It is a funny old world where your simplest product confuses the distributor and customer! A group life lump sum benefit simply pays out on the death of an employee and the payment to survivors is not subject to inheritance tax as it is outside of the employee’s estate. Nothing else needs to be said, surely?
Regrettably it does. With only 4 per cent of employees understanding the name group life assurance and 37 per cent preferring either ‘employee life insurance or death benefit according to Swiss Re’s Group Watch, we really need to align and get the name of this simple benefit understood. Not a great start, but it gets worse. There are further complexities within the product which need explanation.
On the death of an employee a lump sum benefit – either a fixed amount or a multiple of salary – is paid by a trust to the employee’s beneficiaries, which sounds simple enough. But there are two versions of this ‘simple’ product – registered group life – where benefits count towards the pension Lifetime Allowance, and excepted group life where they don’t.
Excepted cover has increased dramatically in recent years, from 2,877 schemes in 2013 to 7,130 in 2017.
Why are there two versions? And what does the Lifetime Allowance have to do with a death benefit? Group life schemes have been aligned with pensions legislation and taxation for many years, as Approved and then Registered schemes. “A Day” introduced the Lifetime Allowance back in 2006, which affects many more people in 2018 than it did at launch. It has reduced to £1.03m from £1.8m in 2006 and DC pension pots have increased. Benefits in excess of the Lifetime Allowance are taxable at 55 per cent and so, where this is exceeded on death, a tax charge on beneficiaries is payable.
As an example, if an employee has DC pension savings of £800,000 and a lump sum benefit of £600,000, their total “pension” is
£1,400,000. That gives them £370,000 in excess of the Lifetime Allowance of £1,030,000, which is taxable at 55 per cent – the beneficiaries end up with a bill of £203,500! Not only is this a shock to survivors, it becomes more complex where there are multiple beneficiaries.
In addition, joining a registered scheme may put pension protections such as Fixed Protection or Enhanced Protection at risk. It is difficult for the employer, employee and their advisers to assess when or whether this will happen as there is likely to be an advice gap. There is a lack of clarity about whose responsibility is it to tell the employee. Their personal financial adviser may not be aware of the death benefits or their format, the trustees may not know about the employee’s previous pension pots and the employer has no obligation to provide any advice.

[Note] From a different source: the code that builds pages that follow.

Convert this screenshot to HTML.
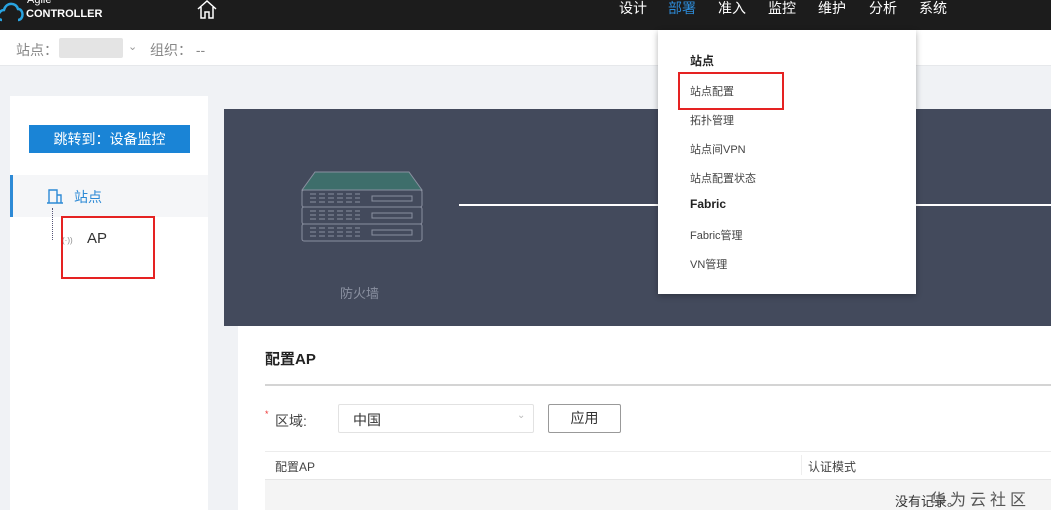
<!DOCTYPE html>
<html><head><meta charset="utf-8"><style>
*{margin:0;padding:0;box-sizing:border-box}
body{width:1051px;height:522px;overflow:hidden;background:#f0f2f5;font-family:"Liberation Sans","Noto Sans CJK SC",sans-serif;position:relative;color:#333}
.a{position:absolute}
.hdr{left:0;top:0;width:1051px;height:30px;background:#1c1c1c}
.nav{top:0;font-size:14px;color:#fff;line-height:16px}
.menu{left:658px;top:30px;width:258px;height:264px;background:#fff;box-shadow:0 2px 6px rgba(0,0,0,.3)}
.mi{position:absolute;left:32px;font-size:11px;color:#444}
</style></head><body>
<div class="a hdr"></div>
<svg class="a" style="left:0;top:0" width="24" height="22"><path d="M2 20 C-4 20 -2 10 4 10 C6 2 16 2 18 9 C24 9 24 20 18 20" fill="none" stroke="#29a3e0" stroke-width="2.5"/></svg>
<div class="a" style="left:27px;top:-6px;font-size:11px;color:#fff">Agile</div>
<div class="a" style="left:26px;top:8px;font-size:11px;font-weight:bold;color:#fff">CONTROLLER</div>
<svg class="a" style="left:196px;top:0" width="22" height="20"><path d="M2 9 L11 1 L20 9 M5 7 V18 H9 V12 H13 V18 H17 V7" fill="none" stroke="#fff" stroke-width="1.5"/></svg>
<div class="a nav" style="left:619px">设计</div>
<div class="a nav" style="left:668px;color:#2d8ad6">部署</div>
<div class="a nav" style="left:718px">准入</div>
<div class="a nav" style="left:768px">监控</div>
<div class="a nav" style="left:818px">维护</div>
<div class="a nav" style="left:869px">分析</div>
<div class="a nav" style="left:919px">系统</div>
<div class="a" style="left:0;top:30px;width:1051px;height:36px;background:#fff;border-bottom:1px solid #e6e8eb"></div>
<div class="a" style="left:16px;top:40px;font-size:14px;color:#888">站点：</div>
<div class="a" style="left:59px;top:38px;width:64px;height:20px;background:#e4e4e4;border-radius:2px"></div>
<div class="a" style="left:128px;top:40px;font-size:11px;color:#999">⌄</div>
<div class="a" style="left:150px;top:40px;font-size:14px;color:#888">组织：&nbsp;--</div>
<div class="a" style="left:10px;top:96px;width:198px;height:414px;background:#fff"></div>
<div class="a" style="left:29px;top:125px;width:161px;height:28px;background:#1a84d6;color:#fff;font-size:14px;text-align:center;line-height:28px">跳转到：设备监控</div>
<div class="a" style="left:10px;top:175px;width:198px;height:42px;background:#f5f6f8;border-left:3px solid #2d8ad6"></div>
<svg class="a" style="left:46px;top:187px" width="18" height="18"><path d="M3 16 V3 H11 V16 M11 8 H15 V16 M1 16 H17" fill="none" stroke="#2d8ad6" stroke-width="1.4"/></svg>
<div class="a" style="left:74px;top:187px;font-size:14px;color:#2d8ad6">站点</div>
<div class="a" style="left:52px;top:208px;height:32px;border-left:1px dotted #557"></div>
<div class="a" style="left:62px;top:236px;font-size:8px;color:#888">(·))</div>
<div class="a" style="left:87px;top:230px;font-size:15px;color:#333">AP</div>
<div class="a" style="left:61px;top:216px;width:94px;height:63px;border:2px solid #e52222"></div>
<div class="a" style="left:224px;top:109px;width:827px;height:217px;background:#434a5c"></div>
<svg class="a" style="left:300px;top:168px" width="124" height="76"><path d="M2 22 L15 4 H109 L122 22 Z" fill="#3e6e6b" stroke="#8a90a0"/><g fill="none" stroke="#8a90a0"><rect x="2" y="22" width="120" height="17" rx="2"/><rect x="2" y="39" width="120" height="17" rx="2"/><rect x="2" y="56" width="120" height="17" rx="2"/><rect x="72" y="28" width="40" height="5"/><rect x="72" y="45" width="40" height="5"/><rect x="72" y="62" width="40" height="5"/><path d="M10 26h50M10 30h50M10 34h50M10 43h50M10 47h50M10 51h50M10 60h50M10 64h50M10 68h50" stroke-dasharray="6 3"/></g></svg>
<div class="a" style="left:340px;top:283px;font-size:13px;color:#8a90a0">防火墙</div>
<div class="a" style="left:459px;top:204px;width:200px;height:2px;background:#fff"></div>
<div class="a" style="left:916px;top:204px;width:135px;height:2px;background:#fff"></div>
<div class="a" style="left:238px;top:326px;width:813px;height:184px;background:#fff"></div>
<div class="a" style="left:265px;top:348px;font-size:15px;font-weight:bold;color:#222">配置AP</div>
<div class="a" style="left:265px;top:384px;width:786px;height:2px;background:#d4d4d4"></div>
<div class="a" style="left:265px;top:409px;font-size:9px;color:#e33">*</div>
<div class="a" style="left:275px;top:411px;font-size:14px;color:#444">区域:</div>
<div class="a" style="left:338px;top:404px;width:196px;height:29px;border:1px solid #e2e2e2;border-radius:2px"></div>
<div class="a" style="left:353px;top:410px;font-size:14px;color:#333">中国</div>
<div class="a" style="left:517px;top:410px;font-size:10px;color:#bbb">⌄</div>
<div class="a" style="left:548px;top:404px;width:73px;height:29px;border:1px solid #999;border-radius:2px;font-size:14px;text-align:center;line-height:27px">应用</div>
<div class="a" style="left:265px;top:451px;width:786px;height:1px;background:#ececec"></div>
<div class="a" style="left:275px;top:458px;font-size:12px;color:#444">配置AP</div>
<div class="a" style="left:801px;top:455px;width:1px;height:20px;background:#eee"></div>
<div class="a" style="left:808px;top:458px;font-size:12px;color:#444">认证模式</div>
<div class="a" style="left:265px;top:479px;width:786px;height:31px;background:#f4f4f4;border-top:1px solid #e6e6e6"></div>
<div class="a" style="left:895px;top:491px;font-size:13px;color:#333">没有记录。</div>
<div class="a" style="left:930px;top:486px;font-size:16px;color:#555;letter-spacing:4px">华为云社区</div>
<div class="a" style="left:0;top:510px;width:1051px;height:12px;background:#fff"></div>
<div class="a menu">
<div class="mi" style="top:22px;font-size:12px;font-weight:bold;color:#222">站点</div>
<div class="mi" style="top:53px">站点配置</div>
<div class="mi" style="top:82px">拓扑管理</div>
<div class="mi" style="top:111px">站点间VPN</div>
<div class="mi" style="top:140px">站点配置状态</div>
<div class="mi" style="top:167px;font-size:12px;font-weight:bold;color:#222">Fabric</div>
<div class="mi" style="top:197px">Fabric管理</div>
<div class="mi" style="top:226px">VN管理</div>
<div class="a" style="left:20px;top:42px;width:106px;height:38px;border:2px solid #e52222"></div>
</div>
</body></html>
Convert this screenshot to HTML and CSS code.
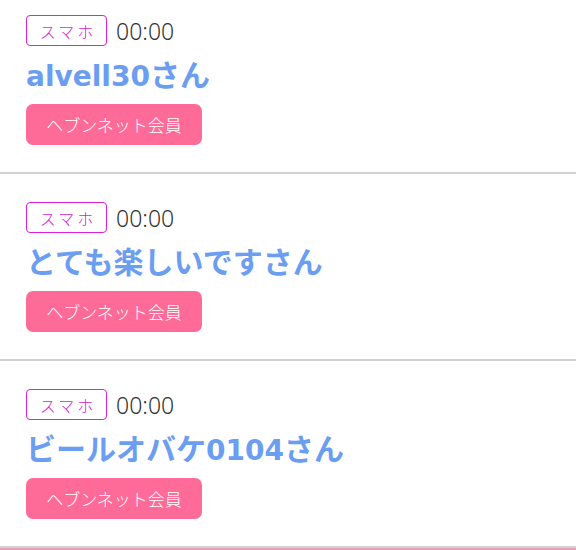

Delinking death benefits from the pension fund makes perfect sense. But that is too simplistic a view as excepted schemes are provided in complex trust vehicles which have periodic and entry charges and restrictions on the policy structure such as single benefit amounts. It is always a good idea for employers to take specific legal and tax advice before setting one up, so all are clear about what the trustee’s obligations are and how any reduction in benefits paid would impact on an employer’s contractual obligations. It is estimated that UK businesses may have paid as much as £24m to establish and manage excepted schemes to date, for less than £1m tax return to the Treasury in 2014/15, the latest figures available. Lobbying to simplify the regime
is underway via the industry’s trade bodies.
In essence there are 3 simple options to simplify and make group life simple: remove lump sum registered group life from the pensions taxation and legislation regime; simplify excepted group life trust requirements; and remove the Lifetime Allowance, allowing all employers to use a registered scheme. This may happen as part of a wider review of tax and pensions. If the Lifetime Allowance is retained, it could be excluded from death benefit calculations before age 75.
The main benefits of simplifying this regime are clarity for employers and employees about what death benefit amounts will be and a reduced burden on businesses – all with little or no impact on tax receipts.
A massive 98 per cent of organisations have no death benefits! Unless we simplify our offer and have one easy to implement trust vehicle which retains all the current tax benefits, then perhaps this market will never grow to its full potential.